You will learn how to manage both quantitative and qualitative data. Accordingly, the course will be split into two halves, each devoted to one kind of analysis and software. In the first part of the course you will be using Statistical Package for the Social Sciences or SPSS, a user friendly statistical package where all you need to do is to click on pull-down menus. You will learn how to input data in an analyzable, numeric form, then using a real data set representative of the United States, called the General Social Survey, you will have a chance to investigate real social issues. You will learn powerful ways of organizing, describing, depicting and exploring regularities in the data. While you will become familiar with basic statistical concepts, this is not a class in statistics. If you know how to add, subtract, multiply, divide, square and take a square-root with a calculator, you are properly prepared.

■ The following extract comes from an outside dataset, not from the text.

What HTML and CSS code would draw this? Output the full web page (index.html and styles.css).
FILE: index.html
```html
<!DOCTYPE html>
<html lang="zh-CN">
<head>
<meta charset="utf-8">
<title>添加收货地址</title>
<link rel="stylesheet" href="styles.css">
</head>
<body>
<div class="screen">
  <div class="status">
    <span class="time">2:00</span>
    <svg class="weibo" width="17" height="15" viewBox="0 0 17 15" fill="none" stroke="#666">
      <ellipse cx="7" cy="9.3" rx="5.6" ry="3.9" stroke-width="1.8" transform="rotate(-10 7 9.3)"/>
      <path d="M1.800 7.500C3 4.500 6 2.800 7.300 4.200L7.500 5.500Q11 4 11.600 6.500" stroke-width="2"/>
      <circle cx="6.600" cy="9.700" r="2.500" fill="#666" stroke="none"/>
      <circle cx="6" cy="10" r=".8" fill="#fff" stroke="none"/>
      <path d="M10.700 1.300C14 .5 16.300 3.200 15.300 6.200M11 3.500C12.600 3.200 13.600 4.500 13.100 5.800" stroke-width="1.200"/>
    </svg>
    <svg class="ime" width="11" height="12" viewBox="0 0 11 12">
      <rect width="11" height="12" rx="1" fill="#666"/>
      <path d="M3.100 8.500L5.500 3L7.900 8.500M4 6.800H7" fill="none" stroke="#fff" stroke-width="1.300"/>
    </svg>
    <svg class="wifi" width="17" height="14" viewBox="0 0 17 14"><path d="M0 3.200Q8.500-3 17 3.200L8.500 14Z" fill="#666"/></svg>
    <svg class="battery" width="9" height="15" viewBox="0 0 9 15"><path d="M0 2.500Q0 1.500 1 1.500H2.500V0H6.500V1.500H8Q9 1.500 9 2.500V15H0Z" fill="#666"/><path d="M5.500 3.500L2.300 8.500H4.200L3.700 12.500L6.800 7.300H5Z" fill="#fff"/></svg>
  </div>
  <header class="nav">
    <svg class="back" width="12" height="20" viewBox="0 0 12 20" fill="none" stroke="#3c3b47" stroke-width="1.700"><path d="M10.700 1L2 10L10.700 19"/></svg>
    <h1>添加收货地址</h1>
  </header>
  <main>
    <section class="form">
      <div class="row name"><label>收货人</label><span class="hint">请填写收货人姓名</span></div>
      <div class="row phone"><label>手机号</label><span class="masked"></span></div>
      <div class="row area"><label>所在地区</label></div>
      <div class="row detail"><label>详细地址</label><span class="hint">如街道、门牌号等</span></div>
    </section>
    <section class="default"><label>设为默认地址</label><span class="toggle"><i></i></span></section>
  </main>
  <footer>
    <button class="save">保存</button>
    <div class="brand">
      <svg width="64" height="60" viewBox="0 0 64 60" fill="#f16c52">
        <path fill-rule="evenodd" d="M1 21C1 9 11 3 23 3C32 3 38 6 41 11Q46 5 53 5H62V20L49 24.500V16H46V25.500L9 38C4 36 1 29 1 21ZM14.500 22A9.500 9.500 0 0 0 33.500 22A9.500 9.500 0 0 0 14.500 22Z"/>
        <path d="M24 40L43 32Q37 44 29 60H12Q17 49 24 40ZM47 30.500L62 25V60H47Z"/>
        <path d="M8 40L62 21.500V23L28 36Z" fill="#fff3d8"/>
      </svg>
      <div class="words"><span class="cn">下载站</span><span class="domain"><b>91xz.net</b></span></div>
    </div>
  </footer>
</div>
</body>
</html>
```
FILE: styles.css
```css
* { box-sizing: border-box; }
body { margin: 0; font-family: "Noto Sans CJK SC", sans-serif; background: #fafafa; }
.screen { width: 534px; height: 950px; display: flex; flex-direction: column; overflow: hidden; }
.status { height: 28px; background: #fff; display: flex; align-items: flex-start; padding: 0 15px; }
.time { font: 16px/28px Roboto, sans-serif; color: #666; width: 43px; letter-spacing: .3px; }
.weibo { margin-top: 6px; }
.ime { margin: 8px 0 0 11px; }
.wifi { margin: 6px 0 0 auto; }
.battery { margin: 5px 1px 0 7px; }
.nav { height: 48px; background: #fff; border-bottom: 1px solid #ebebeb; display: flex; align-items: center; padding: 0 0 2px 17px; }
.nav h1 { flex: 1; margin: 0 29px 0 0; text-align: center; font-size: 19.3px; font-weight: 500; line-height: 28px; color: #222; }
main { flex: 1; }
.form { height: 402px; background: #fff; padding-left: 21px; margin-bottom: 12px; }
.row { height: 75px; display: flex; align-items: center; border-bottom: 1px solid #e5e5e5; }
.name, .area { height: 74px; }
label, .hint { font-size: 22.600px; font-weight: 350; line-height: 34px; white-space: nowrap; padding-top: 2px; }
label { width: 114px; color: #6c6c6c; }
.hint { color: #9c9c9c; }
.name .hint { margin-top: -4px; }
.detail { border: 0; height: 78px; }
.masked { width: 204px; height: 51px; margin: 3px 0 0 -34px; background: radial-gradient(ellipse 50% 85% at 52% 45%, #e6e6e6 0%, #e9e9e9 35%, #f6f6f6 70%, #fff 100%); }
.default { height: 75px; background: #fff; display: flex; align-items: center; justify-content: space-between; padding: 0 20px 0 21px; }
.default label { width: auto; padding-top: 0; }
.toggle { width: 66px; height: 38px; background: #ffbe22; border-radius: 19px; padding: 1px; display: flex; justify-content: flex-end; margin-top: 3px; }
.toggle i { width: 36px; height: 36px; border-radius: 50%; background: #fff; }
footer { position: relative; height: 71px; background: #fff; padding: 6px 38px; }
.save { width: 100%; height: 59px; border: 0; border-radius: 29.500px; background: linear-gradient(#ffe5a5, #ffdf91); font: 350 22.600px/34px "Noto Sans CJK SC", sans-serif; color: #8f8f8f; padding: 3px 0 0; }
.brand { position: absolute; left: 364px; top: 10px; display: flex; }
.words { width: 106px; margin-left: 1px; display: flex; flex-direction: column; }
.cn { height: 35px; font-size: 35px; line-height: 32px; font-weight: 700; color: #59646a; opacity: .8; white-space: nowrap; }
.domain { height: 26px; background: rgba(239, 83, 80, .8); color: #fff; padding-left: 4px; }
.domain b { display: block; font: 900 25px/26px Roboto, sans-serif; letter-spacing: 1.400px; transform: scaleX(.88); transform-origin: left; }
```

We will also introduce a new tool Survey Analysis through Visual Exploration or SUAVE, that allows you to study relationships visually and with the help of zoom technology, investigate cases of special importance.

In the second part of the course you will turn to qualitative data and become acquainted with NVIVO 12, a software that helps you handle qualitative information from unstructured data. You will learn about organizing and linking documents, coding, searching, annotating texts, organizing codes and building theories.

There are no textbooks for the course, but if you are looking for useful books I recommend Adventures in Social Research, by Earl Babbie et al., and Qualitative Data Analysis with NVivo by Pat Bazeley and Kristi Jackson.

Both SPSS and NVIVO will be available in the Social Science Computing Facility (SSB 139). SUAVE is web based. Although there is no expensive textbook for this course, I strongly recommend you get your own access to NVIVO. You can rent it for 24 months (for PC $99, for Mac $85). You can also buy it, but that is more expensive. While having your own NVIVO is important, having your own SPSS software is more of a convenience. You can own two copies for 6 months for about $35. (You will be fine with getting the Grad Pack basic package.) 

The door code for SSB 139 and SSB 140 is 0513216. You can find futher details here:   https://sdacs.ucsd.edu/~icc/index.php .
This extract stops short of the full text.